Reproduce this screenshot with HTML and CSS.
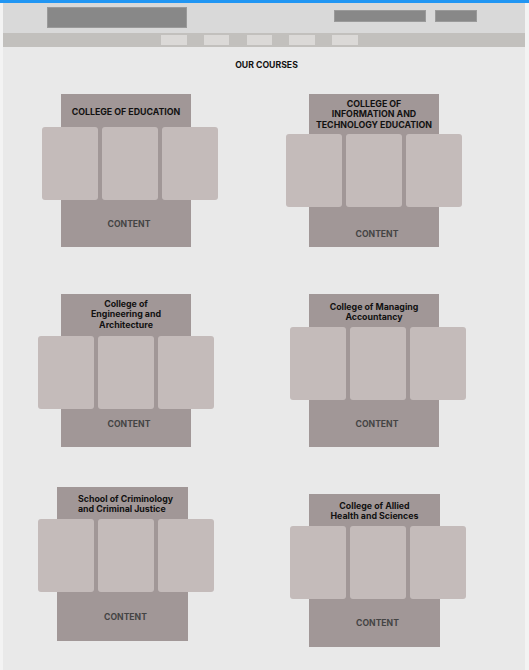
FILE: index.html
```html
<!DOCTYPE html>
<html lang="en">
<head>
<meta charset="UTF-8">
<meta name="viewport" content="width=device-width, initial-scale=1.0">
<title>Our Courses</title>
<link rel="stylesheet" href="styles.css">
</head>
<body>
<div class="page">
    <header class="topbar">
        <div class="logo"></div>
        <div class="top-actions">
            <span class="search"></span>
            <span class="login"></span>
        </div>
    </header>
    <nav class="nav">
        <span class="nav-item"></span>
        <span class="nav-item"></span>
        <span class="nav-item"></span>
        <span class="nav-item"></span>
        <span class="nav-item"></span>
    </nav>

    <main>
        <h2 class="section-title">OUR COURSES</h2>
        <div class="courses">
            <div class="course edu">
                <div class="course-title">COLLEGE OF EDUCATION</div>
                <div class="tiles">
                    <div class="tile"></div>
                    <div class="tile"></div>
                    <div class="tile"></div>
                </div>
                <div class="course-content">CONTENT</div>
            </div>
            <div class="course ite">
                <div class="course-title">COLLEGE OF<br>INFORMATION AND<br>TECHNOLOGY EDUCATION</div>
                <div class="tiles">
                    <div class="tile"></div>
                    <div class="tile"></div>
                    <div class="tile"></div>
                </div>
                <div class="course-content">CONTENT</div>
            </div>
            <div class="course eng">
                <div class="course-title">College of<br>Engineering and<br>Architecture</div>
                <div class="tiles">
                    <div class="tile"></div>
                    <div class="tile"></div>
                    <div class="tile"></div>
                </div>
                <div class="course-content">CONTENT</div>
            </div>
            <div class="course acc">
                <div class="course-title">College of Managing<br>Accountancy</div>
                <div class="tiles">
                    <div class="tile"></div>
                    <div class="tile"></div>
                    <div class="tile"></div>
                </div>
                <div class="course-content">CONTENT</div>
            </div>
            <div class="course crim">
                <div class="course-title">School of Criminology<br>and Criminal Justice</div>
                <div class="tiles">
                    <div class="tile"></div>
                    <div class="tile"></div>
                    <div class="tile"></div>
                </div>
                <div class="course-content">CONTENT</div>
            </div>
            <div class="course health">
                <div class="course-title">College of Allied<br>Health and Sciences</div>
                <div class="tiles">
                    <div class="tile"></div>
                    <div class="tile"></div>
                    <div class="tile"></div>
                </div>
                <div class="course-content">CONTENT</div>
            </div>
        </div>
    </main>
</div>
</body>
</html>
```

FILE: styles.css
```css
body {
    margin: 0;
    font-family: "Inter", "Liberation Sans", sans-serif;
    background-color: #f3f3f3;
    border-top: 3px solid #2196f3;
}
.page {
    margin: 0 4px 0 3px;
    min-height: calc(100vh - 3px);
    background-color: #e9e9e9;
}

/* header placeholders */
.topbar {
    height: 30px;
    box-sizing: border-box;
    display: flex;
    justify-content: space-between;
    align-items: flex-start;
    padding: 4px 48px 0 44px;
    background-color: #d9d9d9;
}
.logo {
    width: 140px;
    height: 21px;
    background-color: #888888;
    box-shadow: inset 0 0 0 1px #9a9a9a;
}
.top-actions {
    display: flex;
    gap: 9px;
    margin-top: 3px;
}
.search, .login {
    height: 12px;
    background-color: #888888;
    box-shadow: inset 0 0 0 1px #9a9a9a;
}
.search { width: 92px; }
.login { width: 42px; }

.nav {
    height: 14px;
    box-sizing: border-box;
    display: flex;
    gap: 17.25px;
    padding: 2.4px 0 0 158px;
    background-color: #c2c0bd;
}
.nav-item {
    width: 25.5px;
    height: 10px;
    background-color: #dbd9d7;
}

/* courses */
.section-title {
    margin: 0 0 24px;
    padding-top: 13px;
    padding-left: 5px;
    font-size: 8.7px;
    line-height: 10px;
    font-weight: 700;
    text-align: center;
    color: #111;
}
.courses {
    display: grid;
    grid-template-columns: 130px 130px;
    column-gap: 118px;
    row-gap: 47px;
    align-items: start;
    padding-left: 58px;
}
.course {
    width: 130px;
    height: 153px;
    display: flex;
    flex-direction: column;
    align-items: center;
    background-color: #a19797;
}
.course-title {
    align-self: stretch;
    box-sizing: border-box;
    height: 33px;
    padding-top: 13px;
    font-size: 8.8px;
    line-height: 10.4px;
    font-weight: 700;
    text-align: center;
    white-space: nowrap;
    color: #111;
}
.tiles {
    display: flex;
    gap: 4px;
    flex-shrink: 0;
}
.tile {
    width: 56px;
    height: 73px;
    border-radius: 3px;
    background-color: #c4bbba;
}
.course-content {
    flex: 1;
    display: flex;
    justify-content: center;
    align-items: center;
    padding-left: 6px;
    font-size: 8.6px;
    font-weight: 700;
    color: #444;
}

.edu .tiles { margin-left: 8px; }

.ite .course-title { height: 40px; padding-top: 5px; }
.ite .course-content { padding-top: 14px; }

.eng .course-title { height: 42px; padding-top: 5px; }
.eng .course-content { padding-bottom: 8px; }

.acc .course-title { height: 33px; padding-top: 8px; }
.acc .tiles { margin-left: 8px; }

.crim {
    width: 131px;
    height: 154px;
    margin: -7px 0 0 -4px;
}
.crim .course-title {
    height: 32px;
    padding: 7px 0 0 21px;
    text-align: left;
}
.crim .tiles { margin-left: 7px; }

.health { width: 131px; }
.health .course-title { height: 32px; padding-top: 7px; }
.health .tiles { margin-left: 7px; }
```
+++++
> _TASK BRIEF_
Reproduce the data verbatim. Do not carry any picture into the copy.

> _THE RESPONSE_
Reproduce this screenshot with HTML and CSS.
FILE: index.html
```html
<!DOCTYPE html>
<html lang="en">
<head>
<meta charset="UTF-8">
<meta name="viewport" content="width=device-width, initial-scale=1.0">
<title>Our Courses</title>
<link rel="stylesheet" href="styles.css">
</head>
<body>
<div class="page">
    <header class="topbar">
        <div class="logo"></div>
        <div class="top-actions">
            <span class="search"></span>
            <span class="login"></span>
        </div>
    </header>
    <nav class="nav">
        <span class="nav-item"></span>
        <span class="nav-item"></span>
        <span class="nav-item"></span>
        <span class="nav-item"></span>
        <span class="nav-item"></span>
    </nav>

    <main>
        <h2 class="section-title">OUR COURSES</h2>
        <div class="courses">
            <div class="course edu">
                <div class="course-title">COLLEGE OF EDUCATION</div>
                <div class="tiles">
                    <div class="tile"></div>
                    <div class="tile"></div>
                    <div class="tile"></div>
                </div>
                <div class="course-content">CONTENT</div>
            </div>
            <div class="course ite">
                <div class="course-title">COLLEGE OF<br>INFORMATION AND<br>TECHNOLOGY EDUCATION</div>
                <div class="tiles">
                    <div class="tile"></div>
                    <div class="tile"></div>
                    <div class="tile"></div>
                </div>
                <div class="course-content">CONTENT</div>
            </div>
            <div class="course eng">
                <div class="course-title">College of<br>Engineering and<br>Architecture</div>
                <div class="tiles">
                    <div class="tile"></div>
                    <div class="tile"></div>
                    <div class="tile"></div>
                </div>
                <div class="course-content">CONTENT</div>
            </div>
            <div class="course acc">
                <div class="course-title">College of Managing<br>Accountancy</div>
                <div class="tiles">
                    <div class="tile"></div>
                    <div class="tile"></div>
                    <div class="tile"></div>
                </div>
                <div class="course-content">CONTENT</div>
            </div>
            <div class="course crim">
                <div class="course-title">School of Criminology<br>and Criminal Justice</div>
                <div class="tiles">
                    <div class="tile"></div>
                    <div class="tile"></div>
                    <div class="tile"></div>
                </div>
                <div class="course-content">CONTENT</div>
            </div>
            <div class="course health">
                <div class="course-title">College of Allied<br>Health and Sciences</div>
                <div class="tiles">
                    <div class="tile"></div>
                    <div class="tile"></div>
                    <div class="tile"></div>
                </div>
                <div class="course-content">CONTENT</div>
            </div>
        </div>
    </main>
</div>
</body>
</html>
```

FILE: styles.css
```css
body {
    margin: 0;
    font-family: "Inter", "Liberation Sans", sans-serif;
    background-color: #f3f3f3;
    border-top: 3px solid #2196f3;
}
.page {
    margin: 0 4px 0 3px;
    min-height: calc(100vh - 3px);
    background-color: #e9e9e9;
}

/* header placeholders */
.topbar {
    height: 30px;
    box-sizing: border-box;
    display: flex;
    justify-content: space-between;
    align-items: flex-start;
    padding: 4px 48px 0 44px;
    background-color: #d9d9d9;
}
.logo {
    width: 140px;
    height: 21px;
    background-color: #888888;
    box-shadow: inset 0 0 0 1px #9a9a9a;
}
.top-actions {
    display: flex;
    gap: 9px;
    margin-top: 3px;
}
.search, .login {
    height: 12px;
    background-color: #888888;
    box-shadow: inset 0 0 0 1px #9a9a9a;
}
.search { width: 92px; }
.login { width: 42px; }

.nav {
    height: 14px;
    box-sizing: border-box;
    display: flex;
    gap: 17.25px;
    padding: 2.4px 0 0 158px;
    background-color: #c2c0bd;
}
.nav-item {
    width: 25.5px;
    height: 10px;
    background-color: #dbd9d7;
}

/* courses */
.section-title {
    margin: 0 0 24px;
    padding-top: 13px;
    padding-left: 5px;
    font-size: 8.7px;
    line-height: 10px;
    font-weight: 700;
    text-align: center;
    color: #111;
}
.courses {
    display: grid;
    grid-template-columns: 130px 130px;
    column-gap: 118px;
    row-gap: 47px;
    align-items: start;
    padding-left: 58px;
}
.course {
    width: 130px;
    height: 153px;
    display: flex;
    flex-direction: column;
    align-items: center;
    background-color: #a19797;
}
.course-title {
    align-self: stretch;
    box-sizing: border-box;
    height: 33px;
    padding-top: 13px;
    font-size: 8.8px;
    line-height: 10.4px;
    font-weight: 700;
    text-align: center;
    white-space: nowrap;
    color: #111;
}
.tiles {
    display: flex;
    gap: 4px;
    flex-shrink: 0;
}
.tile {
    width: 56px;
    height: 73px;
    border-radius: 3px;
    background-color: #c4bbba;
}
.course-content {
    flex: 1;
    display: flex;
    justify-content: center;
    align-items: center;
    padding-left: 6px;
    font-size: 8.6px;
    font-weight: 700;
    color: #444;
}

.edu .tiles { margin-left: 8px; }

.ite .course-title { height: 40px; padding-top: 5px; }
.ite .course-content { padding-top: 14px; }

.eng .course-title { height: 42px; padding-top: 5px; }
.eng .course-content { padding-bottom: 8px; }

.acc .course-title { height: 33px; padding-top: 8px; }
.acc .tiles { margin-left: 8px; }

.crim {
    width: 131px;
    height: 154px;
    margin: -7px 0 0 -4px;
}
.crim .course-title {
    height: 32px;
    padding: 7px 0 0 21px;
    text-align: left;
}
.crim .tiles { margin-left: 7px; }

.health { width: 131px; }
.health .course-title { height: 32px; padding-top: 7px; }
.health .tiles { margin-left: 7px; }
```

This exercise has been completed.